The report said several Chinese refiners have begun cancelling previously scheduled export shipments of fuels such as gasoline, diesel and jet fuel following new instructions from authorities. People familiar with the development told Bloomberg that the latest guidance is stricter than an earlier advisory issued last week that had merely suggested companies pause exports, a directive many in the industry had initially treated as optional.
China, the world’s second-largest economy and the largest importer of crude oil, operates one of the biggest refining systems globally. While most of its refining capacity serves its vast domestic market, the country still exports significant volumes of refined fuel. Official customs data show China shipped about 58 million tonnes of refined petroleum products abroad last year.
At a routine press briefing, Chinese Foreign Ministry spokesperson Guo Jiakun said he was not aware of the details of the reported restrictions when asked about the Bloomberg report.
Energy markets have remained volatile since the conflict intensified across the Middle East, pushing global oil prices briefly above $100 per barrel as fears of supply disruptions spread. The turmoil has overshadowed an emergency release of oil reserves coordinated by the International Energy Agency to calm markets.

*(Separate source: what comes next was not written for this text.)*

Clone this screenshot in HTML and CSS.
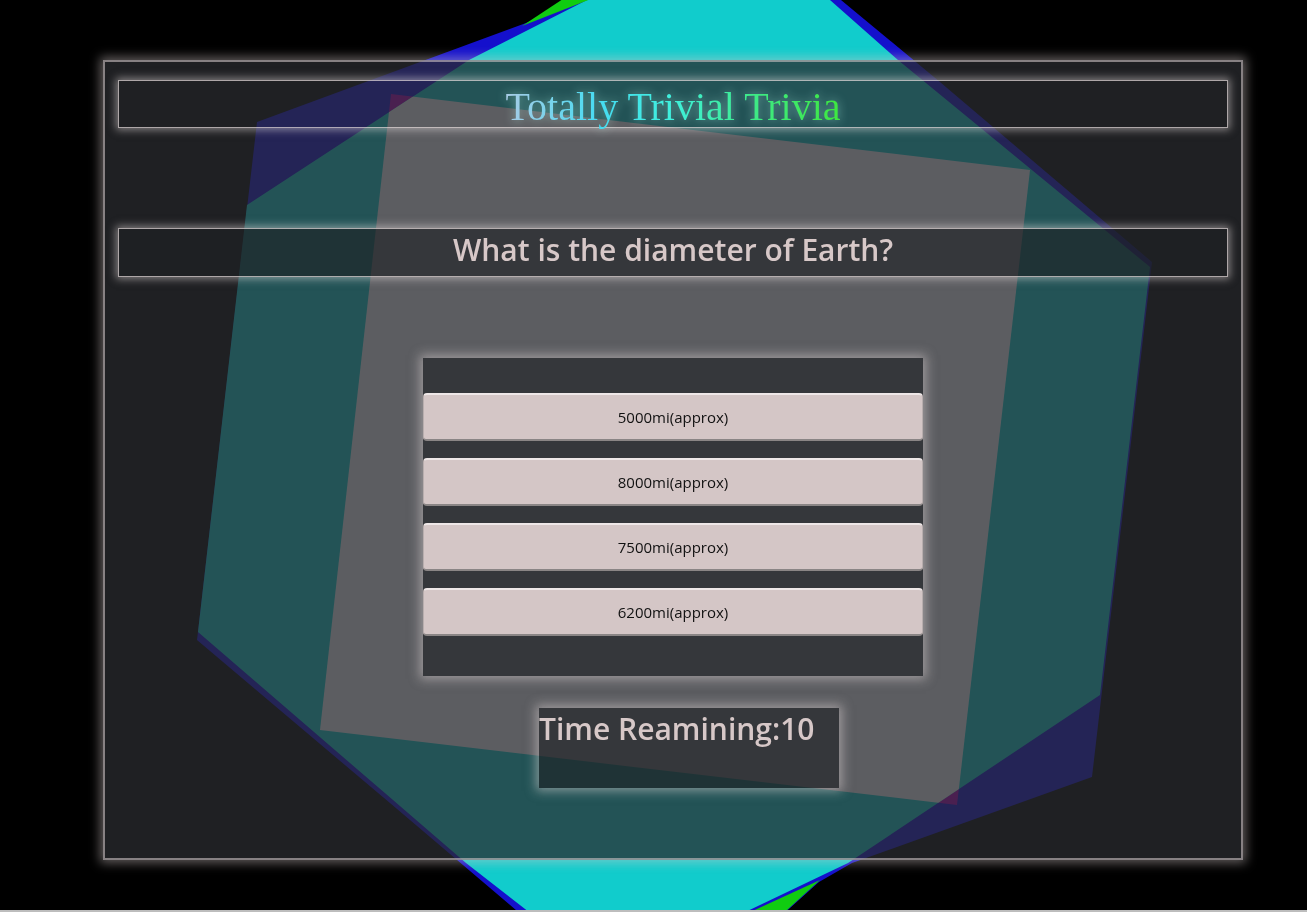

China is not a full member of the agency and therefore is not obligated to participate in coordinated strategic reserve releases.
Concerns over supply security have also deepened because the Strait of Hormuz—a vital shipping route through which roughly one-fifth of the world’s crude oil supply moves—has effectively been closed amid the conflict. Data from energy analytics firm Kpler indicate that more than half of China’s seaborne crude imports last year originated from the Middle East.
Despite this heavy reliance on the region, analysts say China’s large strategic oil reserves could help cushion the immediate impact of supply disruptions. Kpler estimates the country holds about 1.2 billion barrels of crude in onshore storage, equivalent to roughly 115 days of seaborne imports.
Beijing previously tapped its reserves in 2021 through the National Food and Strategic Reserves Administration to ease rising factory-gate inflation, but no similar release has yet been announced in response to the current market turmoil.
Guo earlier said the Chinese government would take “necessary measures” to safeguard the country’s energy security as geopolitical tensions continue to disrupt global oil markets.